■ YOUR OBJECTIVE ■
The lines to extract run from the first line of the material below to the line containing "shrink-0 text-[20px] text-[#7b7b7b]", both included; leave the pictures behind.

Front-end source files
╭──

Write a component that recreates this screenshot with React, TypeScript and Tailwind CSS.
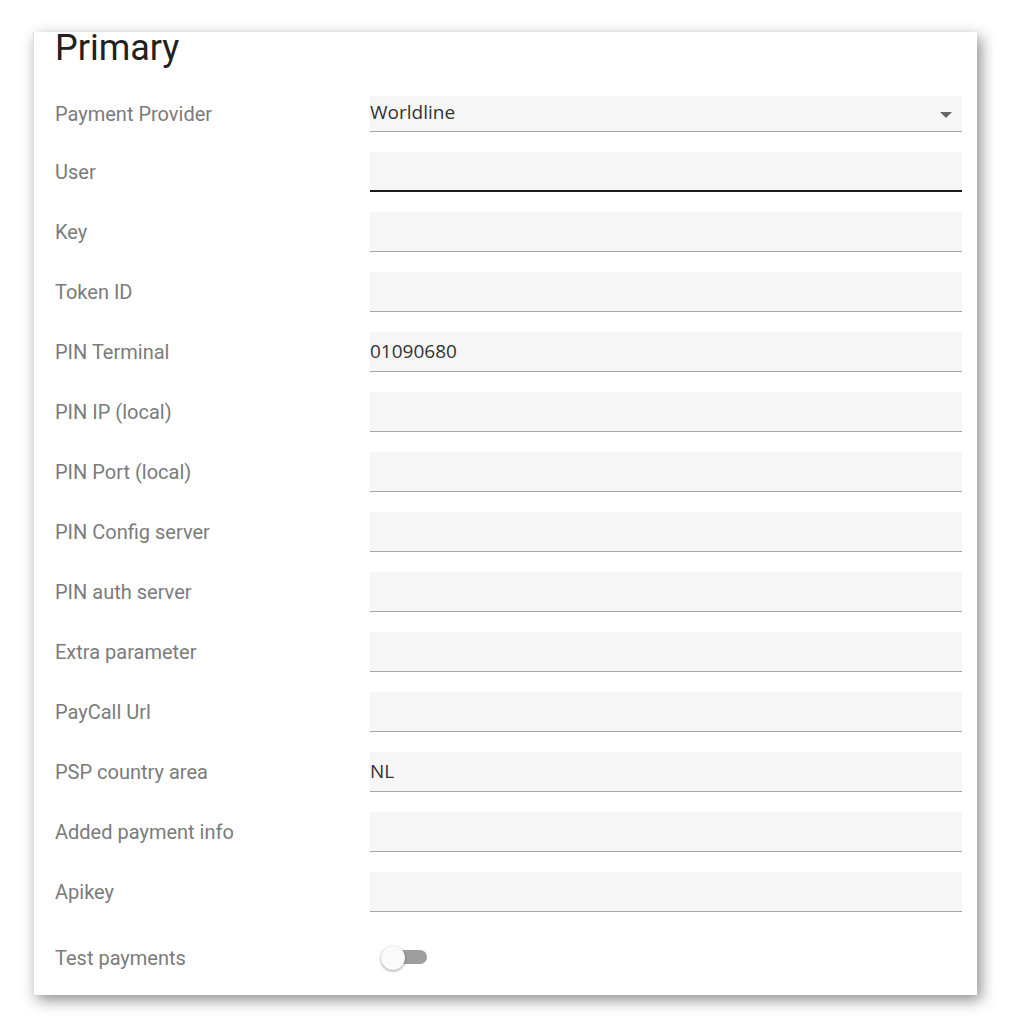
import React from "react";

type Field = {
  label: string;
  value?: string;
  focused?: boolean;
};

const fields: Field[] = [
  { label: "User", focused: true },
  { label: "Key" },
  { label: "Token ID" },
  { label: "PIN Terminal", value: "01090680" },
  { label: "PIN IP (local)" },
  { label: "PIN Port (local)" },
  { label: "PIN Config server" },
  { label: "PIN auth server" },
  { label: "Extra parameter" },
  { label: "PayCall Url" },
  { label: "PSP country area", value: "NL" },
  { label: "Added payment info" },
  { label: "Apikey" },
];

const labelCls =
  "w-[315px] shrink-0 text-[20px] text-[#7b7b7b] font-['Roboto',sans-serif]";

export default function App() {
  return (
    <div className="min-h-[1027px] w-[1009px] bg-white pt-[32px] pl-[33px]">
      <div className="w-[944px] h-[963px] bg-white border-l border-[#dcdcdc] shadow-[4px_5px_14px_rgba(0,0,0,0.45)] pl-[21px] pr-[15px]">
        <h1 className="text-[36px] leading-[32px] text-[#212121] font-['Roboto',sans-serif]">
          Primary
        </h1>

        <div className="mt-[32px] flex flex-col gap-[20px]">
          <div className="flex items-center">
            <div className={labelCls}>Payment Provider</div>
            <div className="flex-1 h-[36px] bg-[#f6f6f6] border-b border-[#a6a6a6] flex items-center justify-between pr-[10px]">
              <span className="text-[19px] text-[#333] font-['Open_Sans',sans-serif] -mt-[3px]">
                Worldline
              </span>
              <svg width="12" height="6" viewBox="0 0 12 6" className="mt-[2px]">
                <path d="M0 0 L12 0 L6 6 Z" fill="#666" />
              </svg>
            </div>
          </div>

          {fields.map((f) => (
            <div key={f.label} className="flex items-center">
              <div className={labelCls}>{f.label}</div>
              <div
                className={
                  f.focused
                    ? "flex-1 h-[40px] bg-[#f6f6f6] border-b-2 border-[#1a1a1a] flex items-center"
                    : "flex-1 h-[40px] bg-[#f6f6f6] border-b border-[#a6a6a6] flex items-center"
                }
              >
                <span className="text-[19px] text-[#333] font-['Open_Sans',sans-serif]">
                  {f.value ?? ""}
                </span>
              </div>
            </div>
          ))}

          <div className="flex items-center h-[52px]">
            <div className={labelCls}>Test payments</div>
            <div className="relative w-[48px] h-[24px] ml-[11px]">
              <div className="absolute left-[12px] top-[4px] w-[34px] h-[14px] rounded-full bg-[#9e9e9e]" />
              <div className="absolute left-0 top-0 w-[24px] h-[24px] rounded-full bg-[#fafafa] shadow-[0_1px_3px_rgba(0,0,0,0.4)]" />
            </div>
          </div>
        </div>
      </div>
    </div>
  );
}
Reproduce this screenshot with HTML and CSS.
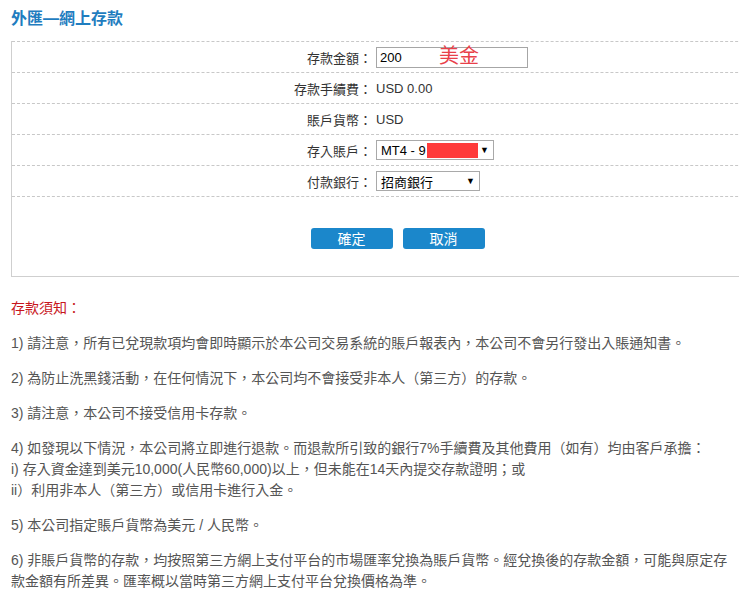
FILE: index.html
```html
<!DOCTYPE html>
<html lang="zh-Hant">
<head>
    <meta charset="UTF-8">
    <meta name="viewport" content="width=device-width, initial-scale=1.0">
    <title>外匯—網上存款</title>
    <link rel="stylesheet" href="styles.css">
</head>
<body>
<div class="page">
    <h2 class="page-title">外匯—網上存款</h2>

    <div class="deposit-box">
        <div class="row">
            <div class="label">存款金額：</div>
            <div class="value">
                <div class="amount">
                    <input type="text" class="amount-input" value="200">
                    <span class="currency-tag">美金</span>
                </div>
            </div>
        </div>
        <div class="row">
            <div class="label">存款手續費：</div>
            <div class="value">USD 0.00</div>
        </div>
        <div class="row">
            <div class="label">賬戶貨幣：</div>
            <div class="value">USD</div>
        </div>
        <div class="row">
            <div class="label">存入賬戶：</div>
            <div class="value">
                <div class="fake-select account-select">
                    <span class="sel-text">MT4 - 9</span>
                    <span class="sel-arrow">▼</span>
                    <span class="redact"></span>
                </div>
            </div>
        </div>
        <div class="row last">
            <div class="label">付款銀行：</div>
            <div class="value">
                <div class="fake-select bank-select">
                    <span class="sel-text">招商銀行</span>
                    <span class="sel-arrow">▼</span>
                </div>
            </div>
        </div>
        <div class="actions">
            <button class="btn">確定</button>
            <button class="btn">取消</button>
        </div>
    </div>

    <div class="notice">
        <h4 class="notice-title">存款須知：</h4>
        <p>1) 請注意，所有已兌現款項均會即時顯示於本公司交易系統的賬戶報表內，本公司不會另行發出入賬通知書。</p>
        <p>2) 為防止洗黑錢活動，在任何情況下，本公司均不會接受非本人（第三方）的存款。</p>
        <p>3) 請注意，本公司不接受信用卡存款。</p>
        <p>4) 如發現以下情況，本公司將立即進行退款。而退款所引致的銀行7%手續費及其他費用（如有）均由客戶承擔：<br>
        i) 存入資金達到美元10,000(人民幣60,000)以上，但未能在14天內提交存款證明；或<br>
        ii）利用非本人（第三方）或信用卡進行入金。</p>
        <p>5) 本公司指定賬戶貨幣為美元 / 人民幣。</p>
        <p>6) 非賬戶貨幣的存款，均按照第三方網上支付平台的市場匯率兌換為賬戶貨幣。經兌換後的存款金額，可能與原定存款金額有所差異。匯率概以當時第三方網上支付平台兌換價格為準。</p>
    </div>
</div>
</body>
</html>
```

FILE: styles.css
```css
* {
    padding: 0;
    margin: 0;
    box-sizing: border-box;
}
body {
    font-family: "Liberation Sans", Arial, "Noto Sans CJK TC", sans-serif;
    font-size: 13px;
    color: #333;
    background: #fff;
}
.page {
    width: 739px;
    overflow: hidden;
    padding: 7px 0 0 11px;
}
.page-title {
    font-size: 16px;
    font-weight: bold;
    line-height: 24px;
    color: #1f7dbf;
    margin-bottom: 10px;
}
.deposit-box {
    width: 772px;
    border-left: 1px solid #cfcfcf;
    border-bottom: 1px solid #cfcfcf;
}
.row {
    display: grid;
    grid-template-columns: 360px 1fr;
    column-gap: 4px;
    height: 31px;
    align-items: center;
    border-top: 1px dashed #c8c8c8;
}
.row.last {
    border-bottom: 1px dashed #c8c8c8;
    height: 32px;
}
.label {
    text-align: right;
    color: #333;
}
.value {
    color: #333;
}
.amount {
    position: relative;
    width: 152px;
}
.amount-input {
    width: 152px;
    height: 21px;
    border: 1px solid #a6a6a6;
    padding: 0 3px;
    font-family: "Liberation Sans", Arial, sans-serif;
    font-size: 13px;
    color: #000;
    outline: none;
}
.currency-tag {
    position: absolute;
    left: 63px;
    top: -3px;
    font-size: 20px;
    line-height: 24px;
    color: #e8414a;
}
.fake-select {
    position: relative;
    display: flex;
    align-items: center;
    justify-content: space-between;
    height: 20px;
    border: 1px solid #a9a9a9;
    padding: 0 4px 0 4px;
    color: #000;
    background: #fff;
}
.account-select {
    width: 118px;
}
.bank-select {
    width: 104px;
}
.sel-arrow {
    font-size: 9px;
    color: #000;
}
.redact {
    position: absolute;
    left: 50px;
    top: 2px;
    width: 51px;
    height: 15px;
    background: #ff3b3b;
}
.actions {
    display: flex;
    justify-content: center;
    gap: 10px;
    padding: 31px 0 27px;
}
.btn {
    width: 82px;
    height: 21px;
    border: none;
    border-radius: 3px;
    background: #1b87cb;
    color: #fff;
    font-family: "Noto Sans CJK TC", sans-serif;
    font-size: 14px;
    line-height: 21px;
}
.notice {
    margin-top: 21px;
    font-size: 14px;
    color: #555;
}
.notice-title {
    font-size: 14px;
    font-weight: normal;
    color: #c8161d;
    line-height: 21px;
    margin-bottom: 14px;
}
.notice p {
    line-height: 21px;
    margin-bottom: 14px;
}
```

╰──

■ ANSWER ■
Write a component that recreates this screenshot with React, TypeScript and Tailwind CSS.
import React from "react";

type Field = {
  label: string;
  value?: string;
  focused?: boolean;
};

const fields: Field[] = [
  { label: "User", focused: true },
  { label: "Key" },
  { label: "Token ID" },
  { label: "PIN Terminal", value: "01090680" },
  { label: "PIN IP (local)" },
  { label: "PIN Port (local)" },
  { label: "PIN Config server" },
  { label: "PIN auth server" },
  { label: "Extra parameter" },
  { label: "PayCall Url" },
  { label: "PSP country area", value: "NL" },
  { label: "Added payment info" },
  { label: "Apikey" },
];

const labelCls =
  "w-[315px] shrink-0 text-[20px] text-[#7b7b7b] font-['Roboto',sans-serif]";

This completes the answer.